◆ **Stated task**
Scan the listing that follows and report how many lines contain "this". Write the number alone.
□ □ □ □ □ □ □
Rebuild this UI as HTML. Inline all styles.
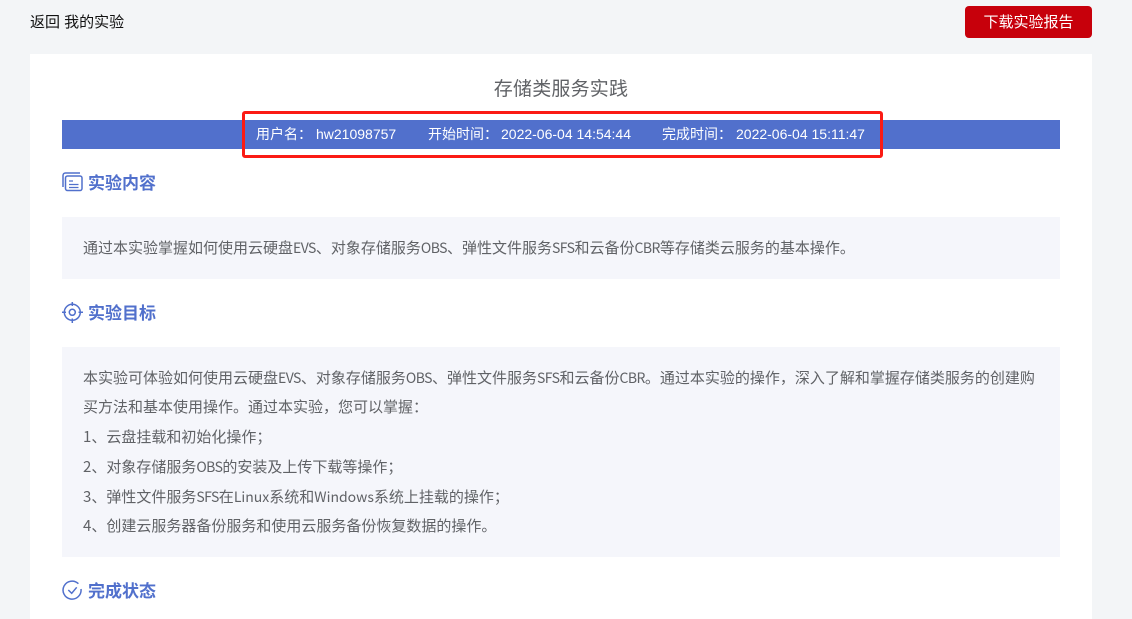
<!DOCTYPE html>
<html lang="zh">
<head>
<meta charset="utf-8">
<title>存储类服务实践</title>
<style>
html,body{margin:0;padding:0;}
body{position:relative;width:1132px;height:619px;overflow:hidden;background:#f3f5f7;font-family:"Liberation Sans","Noto Sans CJK SC",sans-serif;color:#606266;}
.a{position:absolute;white-space:nowrap;}
.card{position:absolute;left:30px;top:54px;width:1062px;height:565px;background:#fff;}
.btn{position:absolute;left:965px;top:6px;width:127px;height:32px;background:#c7000b;border-radius:4px;color:#fff;font-size:15px;line-height:33px;text-align:center;}
.bar{position:absolute;left:62px;top:120px;width:998px;height:29px;background:#5170cc;}
.bar span{position:absolute;top:0;line-height:29px;font-size:14px;color:#fff;white-space:nowrap;}
.red{position:absolute;left:242px;top:111px;width:635px;height:41px;border:3px solid #fb1b14;border-radius:3px;}
.h{position:absolute;left:88px;font-size:17px;font-weight:bold;color:#5170cc;line-height:24px;white-space:nowrap;}
.box{position:absolute;left:62px;width:998px;background:#f5f6fb;}
.t{position:absolute;left:83px;font-family:"Noto Sans CJK SC","Liberation Sans",sans-serif;font-size:15px;line-height:30px;color:#606266;white-space:nowrap;}
.t i{font-style:normal;font-size:14px;letter-spacing:-.55px;}
.t i.w{letter-spacing:0;}
svg{position:absolute;fill:none;stroke:#5170cc;}
</style>
</head>
<body>
<div class="a" style="left:30px;top:13px;font-size:15px;line-height:20px;color:#111;">返回 我的实验</div>
<div class="btn">下载实验报告</div>
<div class="card"></div>
<div class="a" style="left:0;width:1122px;text-align:center;top:77px;font-size:19px;line-height:26px;letter-spacing:.2px;color:#606266;">存储类服务实践</div>
<div class="bar">
<span style="left:194px;">用户名：</span>
<span style="left:254px;">hw21098757</span>
<span style="left:366px;">开始时间：</span>
<span style="left:439px;">2022-06-04 14:54:44</span>
<span style="left:600px;">完成时间：</span>
<span style="left:674px;">2022-06-04 15:11:47</span>
</div>
<div class="red"></div>

<svg style="left:62px;top:172px;" width="21" height="20" viewBox="0 0 21 20" stroke-width="1.5">
<path d="M1 15V3.5C1 2 2 1 3.5 1H18"/>
<rect x="3.5" y="4" width="16.5" height="14.5" rx="2"/>
<path d="M7 9H11M7 12.5H16.5M7 15.5H16.5" stroke-width="1.2"/>
</svg>
<div class="h" style="top:172px;">实验内容</div>
<div class="box" style="top:217px;height:62px;"></div>
<div class="t" style="top:233px;">通过本实验掌握如何使用云硬盘<i>EVS</i>、对象存储服务<i>OBS</i>、弹性文件服务<i>SFS</i>和云备份<i>CBR</i>等存储类云服务的基本操作。</div>

<svg style="left:62px;top:302px;" width="21" height="21" viewBox="0 0 21 21" stroke-width="1.5">
<circle cx="10.3" cy="10.3" r="8"/>
<circle cx="10.3" cy="10.3" r="3"/>
<path d="M10.3 0V4M10.3 16.5V21M0 10.3H4M16.5 10.3H21"/>
</svg>
<div class="h" style="top:302px;">实验目标</div>
<div class="box" style="top:347px;height:210px;"></div>
<div class="t" style="top:363px;">本实验可体验如何使用云硬盘<i>EVS</i>、对象存储服务<i>OBS</i>、弹性文件服务<i>SFS</i>和云备份<i>CBR</i>。通过本实验的操作，深入了解和掌握存储类服务的创建购</div>
<div class="t" style="top:392px;">买方法和基本使用操作。通过本实验，您可以掌握：</div>
<div class="t" style="top:422px;">1、云盘挂载和初始化操作；</div>
<div class="t" style="top:452px;">2、对象存储服务<i>OBS</i>的安装及上传下载等操作；</div>
<div class="t" style="top:482px;">3、弹性文件服务<i>SFS</i>在<i class="w">Linux</i>系统和<i class="w">Windows</i>系统上挂载的操作；</div>
<div class="t" style="top:511px;">4、创建云服务器备份服务和使用云服务备份恢复数据的操作。</div>

<svg style="left:62px;top:580px;" width="21" height="21" viewBox="0 0 21 21" stroke-width="1.5">
<path d="M16.4 3.7A9 9 0 1 0 19 9"/>
<path d="M6.3 10L9.7 13.3L14.7 7.3"/>
</svg>
<div class="h" style="top:580px;">完成状态</div>
</body>
</html>
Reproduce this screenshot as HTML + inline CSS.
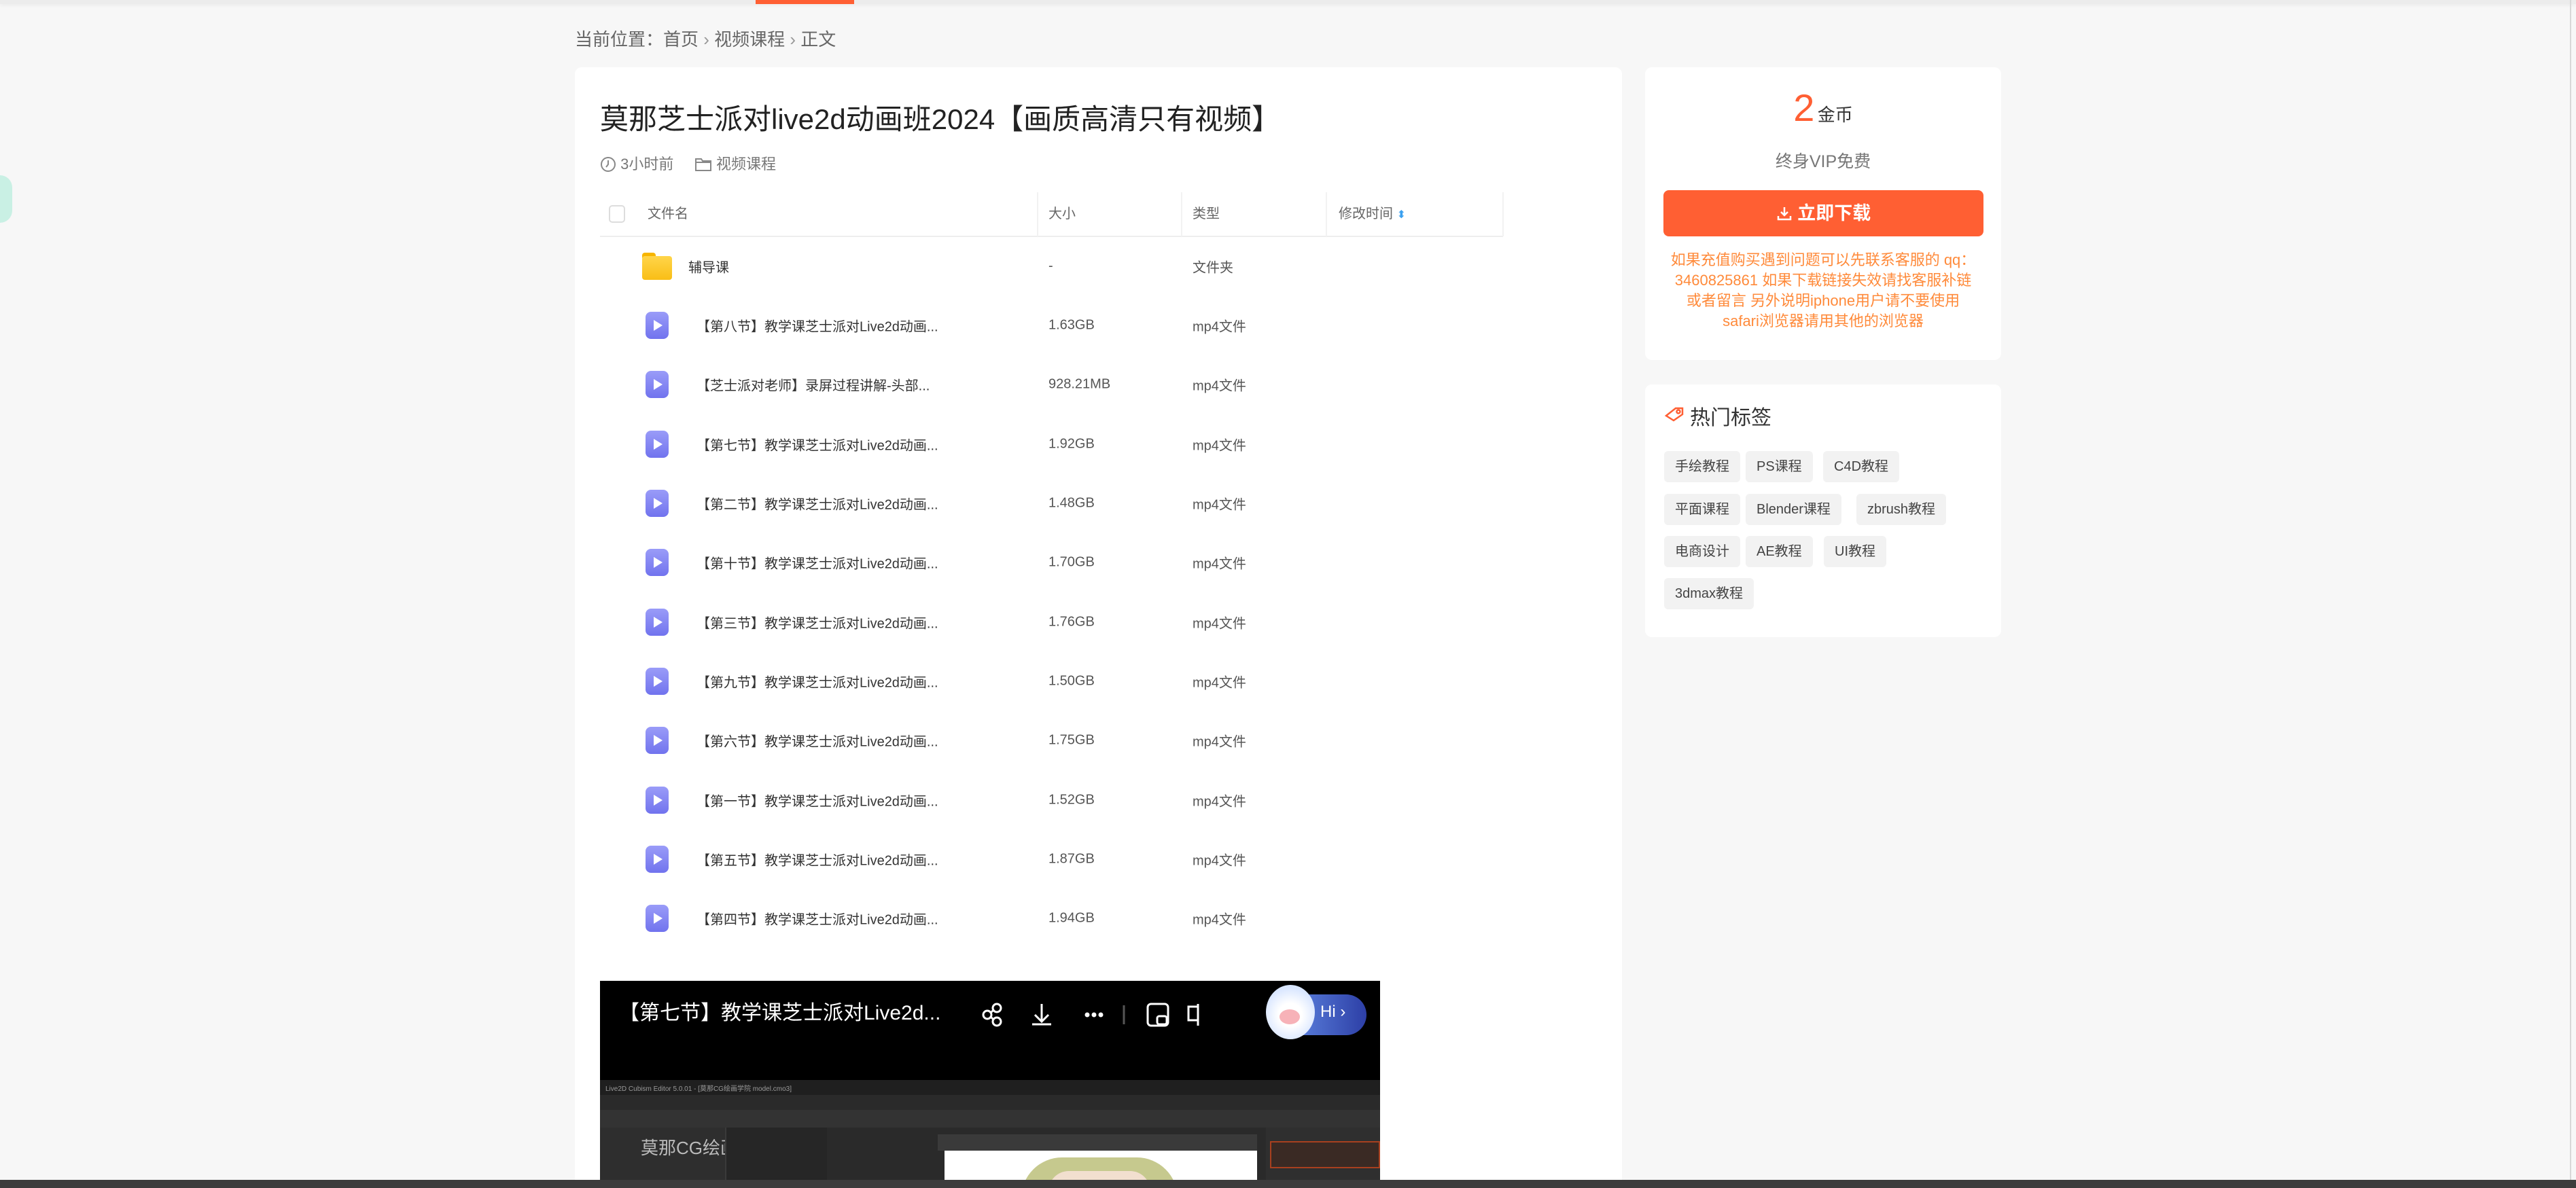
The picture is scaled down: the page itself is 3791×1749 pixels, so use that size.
<!DOCTYPE html>
<html><head><meta charset="utf-8">
<style>
*{margin:0;padding:0;box-sizing:border-box}
html,body{width:3791px;height:1749px;overflow:hidden;background:#f7f7f7;font-family:"Liberation Sans","Noto Sans CJK SC",sans-serif;position:relative}
.a{position:absolute}
.top{left:0;top:0;width:3791px;height:6px;background:#ececec;box-shadow:0 2px 6px rgba(0,0,0,.05)}
.card{background:#fff;border-radius:10px}
.row{position:absolute;left:883px;width:1329px;height:87px;font-size:20px;color:#333}
.row span{position:absolute;top:50%;transform:translateY(-50%);white-space:nowrap}
.play{position:absolute;left:950px;width:34px;height:40px;border-radius:8px;background:linear-gradient(#9a9cf8,#7173ee)}
.play:after{content:"";position:absolute;left:12px;top:12px;border-left:13px solid #fff;border-top:8px solid transparent;border-bottom:8px solid transparent}
.tag{position:absolute;height:46px;line-height:46px;padding:0 16px;background:#f2f2f2;border-radius:6px;font-size:20px;color:#444;white-space:nowrap}
.hd{position:absolute;top:283px;height:65px;line-height:65px;font-size:20px;color:#666}
.vl{position:absolute;top:283px;width:2px;height:65px;background:#f2f2f2}
</style></head><body>
<div class="a top"></div>
<div class="a" style="left:1112px;top:0;width:145px;height:6px;background:#ff5f33"></div>
<div class="a" style="left:0;top:258px;width:18px;height:70px;border-radius:0 35px 35px 0;background:#c9f0e4"></div>
<div class="a" style="left:3782px;top:0;width:2px;height:1749px;background:#d8d8d8"></div>

<div class="a" style="left:846px;top:38px;font-size:26px;color:#666;white-space:nowrap">当前位置：首页 <span style="color:#999">›</span> 视频课程 <span style="color:#999">›</span> 正文</div>

<div class="a card" style="left:846px;top:99px;width:1541px;height:1700px"></div>
<div class="a" style="left:883px;top:142px;font-size:42px;color:#222;white-space:nowrap">莫那芝士派对live2d动画班2024【画质高清只有视频】</div>
<div class="a" style="left:883px;top:224px;font-size:22px;color:#777;white-space:nowrap">
<svg width="24" height="24" viewBox="0 0 24 24" style="vertical-align:-5px"><circle cx="12" cy="12" r="10" fill="none" stroke="#888" stroke-width="2"/><path d="M12 6v6l-3 4" fill="none" stroke="#888" stroke-width="2"/></svg> 3小时前 &nbsp;&nbsp;&nbsp;
<svg width="26" height="22" viewBox="0 0 26 22" style="vertical-align:-4px"><path d="M2 3h8l2 3h12v14H2z" fill="none" stroke="#888" stroke-width="2"/><path d="M2 8h22" stroke="#888" stroke-width="2"/></svg> 视频课程</div>

<div class="a" style="left:883px;top:347px;width:1329px;height:2px;background:#eee"></div>
<div class="a" style="left:896px;top:302px;width:24px;height:26px;border:2px solid #ddd;border-radius:5px"></div>
<div class="hd" style="left:953px">文件名</div>
<div class="hd" style="left:1543px">大小</div>
<div class="hd" style="left:1755px">类型</div>
<div class="hd" style="left:1970px">修改时间 <span style="color:#3aa0f0;font-size:16px">⬍</span></div>
<div class="vl" style="left:1526px"></div><div class="vl" style="left:1738px"></div><div class="vl" style="left:1951px"></div><div class="vl" style="left:2211px"></div>

<div class="row" style="top:348px">
<div class="a" style="left:62px;top:24px;width:44px;height:40px"><div class="a" style="left:0;top:0;width:20px;height:8px;background:#f7b500;border-radius:4px 4px 0 0"></div><div class="a" style="left:0;top:5px;width:44px;height:35px;background:linear-gradient(#ffd54a,#f9be16);border-radius:4px"></div></div>
<span style="left:130px">辅导课</span><span style="left:660px;color:#555">-</span><span style="left:872px;color:#555">文件夹</span></div>

<div class="row" style="top:435px"><div class="play" style="left:67px;top:24px"></div><span style="left:142px">【第八节】教学课芝士派对Live2d动画...</span><span style="left:660px;color:#555">1.63GB</span><span style="left:872px;color:#555">mp4文件</span></div>
<div class="row" style="top:522px"><div class="play" style="left:67px;top:24px"></div><span style="left:142px">【芝士派对老师】录屏过程讲解-头部...</span><span style="left:660px;color:#555">928.21MB</span><span style="left:872px;color:#555">mp4文件</span></div>
<div class="row" style="top:610px"><div class="play" style="left:67px;top:24px"></div><span style="left:142px">【第七节】教学课芝士派对Live2d动画...</span><span style="left:660px;color:#555">1.92GB</span><span style="left:872px;color:#555">mp4文件</span></div>
<div class="row" style="top:697px"><div class="play" style="left:67px;top:24px"></div><span style="left:142px">【第二节】教学课芝士派对Live2d动画...</span><span style="left:660px;color:#555">1.48GB</span><span style="left:872px;color:#555">mp4文件</span></div>
<div class="row" style="top:784px"><div class="play" style="left:67px;top:24px"></div><span style="left:142px">【第十节】教学课芝士派对Live2d动画...</span><span style="left:660px;color:#555">1.70GB</span><span style="left:872px;color:#555">mp4文件</span></div>
<div class="row" style="top:872px"><div class="play" style="left:67px;top:24px"></div><span style="left:142px">【第三节】教学课芝士派对Live2d动画...</span><span style="left:660px;color:#555">1.76GB</span><span style="left:872px;color:#555">mp4文件</span></div>
<div class="row" style="top:959px"><div class="play" style="left:67px;top:24px"></div><span style="left:142px">【第九节】教学课芝士派对Live2d动画...</span><span style="left:660px;color:#555">1.50GB</span><span style="left:872px;color:#555">mp4文件</span></div>
<div class="row" style="top:1046px"><div class="play" style="left:67px;top:24px"></div><span style="left:142px">【第六节】教学课芝士派对Live2d动画...</span><span style="left:660px;color:#555">1.75GB</span><span style="left:872px;color:#555">mp4文件</span></div>
<div class="row" style="top:1134px"><div class="play" style="left:67px;top:24px"></div><span style="left:142px">【第一节】教学课芝士派对Live2d动画...</span><span style="left:660px;color:#555">1.52GB</span><span style="left:872px;color:#555">mp4文件</span></div>
<div class="row" style="top:1221px"><div class="play" style="left:67px;top:24px"></div><span style="left:142px">【第五节】教学课芝士派对Live2d动画...</span><span style="left:660px;color:#555">1.87GB</span><span style="left:872px;color:#555">mp4文件</span></div>
<div class="row" style="top:1308px"><div class="play" style="left:67px;top:24px"></div><span style="left:142px">【第四节】教学课芝士派对Live2d动画...</span><span style="left:660px;color:#555">1.94GB</span><span style="left:872px;color:#555">mp4文件</span></div>

<div class="a" style="left:883px;top:1444px;width:1148px;height:305px;background:#000;overflow:hidden">
<div class="a" style="left:28px;top:22px;font-size:30px;color:#fff;white-space:nowrap">【第七节】教学课芝士派对Live2d...</div>
<svg class="a" style="left:550px;top:20px" width="500" height="60" viewBox="0 0 500 60" fill="none" stroke="#fff" stroke-width="3">
<circle cx="20" cy="30" r="6"/><circle cx="34" cy="20" r="6"/><circle cx="34" cy="40" r="6"/><path d="M25 27l4-4M25 33l4 4"/>
<path d="M100 14v26M90 30l10 10 10-10M86 44h28"/>
<circle cx="167" cy="30" r="2" fill="#fff"/><circle cx="177" cy="30" r="2" fill="#fff"/><circle cx="187" cy="30" r="2" fill="#fff"/>
<path d="M221 16v28" stroke="#555"/>
<rect x="256" y="14" width="30" height="32" rx="5"/><rect x="270" y="32" width="14" height="12" rx="3"/>
<path d="M330 14v32M330 18h-14v20h14"/>
</svg>
<div class="a" style="left:986px;top:20px;width:142px;height:60px;border-radius:30px;background:linear-gradient(90deg,#6a96ef,#2d3fa6)"></div>
<div class="a" style="left:980px;top:6px;width:72px;height:80px;border-radius:50%;background:radial-gradient(circle at 50% 55%,#fff 30%,#d9e6ff 70%)"></div>
<div class="a" style="left:1000px;top:42px;width:30px;height:22px;border-radius:50%;background:#f7b2b8"></div>
<div class="a" style="left:1060px;top:32px;font-size:24px;color:#fff">Hi ›</div>
<div class="a" style="left:0;top:146px;width:1148px;height:170px;background:#2a2a2a"></div>
<div class="a" style="left:0;top:146px;width:1148px;height:22px;background:#1f1f1f"></div>
<div class="a" style="left:8px;top:150px;font-size:10px;color:#999;white-space:nowrap">Live2D Cubism Editor 5.0.01 - [莫那CG绘画学院 model.cmo3]</div>
<div class="a" style="left:0;top:190px;width:1148px;height:26px;background:#333"></div>
<div class="a" style="left:0;top:216px;width:184px;height:100px;background:#2e2e2e"></div>
<div class="a" style="left:60px;top:226px;font-size:26px;color:#bbb;white-space:nowrap">莫那CG绘画学院</div>
<div class="a" style="left:184px;top:216px;width:150px;height:100px;background:#262626;border-left:2px solid #3a3a3a"></div>
<div class="a" style="left:497px;top:226px;width:470px;height:24px;background:#3a3a3a"></div>
<div class="a" style="left:507px;top:250px;width:460px;height:70px;background:#fff"></div>
<div class="a" style="left:620px;top:260px;width:230px;height:60px;border-radius:60px 60px 0 0;background:#c6c98e"></div>
<div class="a" style="left:660px;top:280px;width:150px;height:40px;background:#f2dfcf;border-radius:30px 30px 0 0"></div>
<div class="a" style="left:980px;top:216px;width:168px;height:100px;background:#2f2f2f"></div>
<div class="a" style="left:986px;top:236px;width:162px;height:40px;border:2px solid #a8401f;background:#3a2a24"></div>
</div>

<div class="a card" style="left:2421px;top:99px;width:524px;height:431px"></div>
<div class="a" style="left:2421px;top:126px;width:524px;text-align:center;white-space:nowrap"><span style="font-size:56px;color:#ff5f33">2</span> <span style="font-size:26px;color:#333">金币</span></div>
<div class="a" style="left:2421px;top:218px;width:524px;text-align:center;font-size:25px;color:#777">终身VIP免费</div>
<div class="a" style="left:2448px;top:280px;width:471px;height:68px;border-radius:8px;background:#ff5f33;color:#fff;font-size:27px;text-align:center;line-height:68px;font-weight:bold">
<svg width="24" height="24" viewBox="0 0 24 24" style="vertical-align:-3px" fill="none" stroke="#fff" stroke-width="2.5"><path d="M12 3v12M7 10l5 5 5-5M3 16v5h18v-5"/></svg> 立即下载</div>
<div class="a" style="left:2421px;top:368px;width:524px;text-align:center;font-size:22px;line-height:30px;color:#ff8a3a;white-space:nowrap">如果充值购买遇到问题可以先联系客服的 qq：<br>3460825861 如果下载链接失效请找客服补链<br>或者留言 另外说明iphone用户请不要使用<br>safari浏览器请用其他的浏览器</div>

<div class="a card" style="left:2421px;top:566px;width:524px;height:372px"></div>
<svg class="a" style="left:2449px;top:597px" width="30" height="24" viewBox="0 0 30 24" fill="none" stroke="#ff5f33" stroke-width="2.5"><path d="M3 15L17 4h10v9L14 22z"/><circle cx="21" cy="9" r="2.5"/></svg>
<div class="a" style="left:2487px;top:590px;font-size:30px;color:#333">热门标签</div>
<div class="tag" style="left:2449px;top:664px">手绘教程</div>
<div class="tag" style="left:2569px;top:664px">PS课程</div>
<div class="tag" style="left:2683px;top:664px">C4D教程</div>
<div class="tag" style="left:2449px;top:727px">平面课程</div>
<div class="tag" style="left:2569px;top:727px">Blender课程</div>
<div class="tag" style="left:2732px;top:727px">zbrush教程</div>
<div class="tag" style="left:2449px;top:789px">电商设计</div>
<div class="tag" style="left:2569px;top:789px">AE教程</div>
<div class="tag" style="left:2684px;top:789px">UI教程</div>
<div class="tag" style="left:2449px;top:851px">3dmax教程</div>

<div class="a" style="left:0;top:1737px;width:3791px;height:12px;background:#3c3c3c"></div>
</body></html>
□ □ □ □ □ □ □
◆ **Final result**
2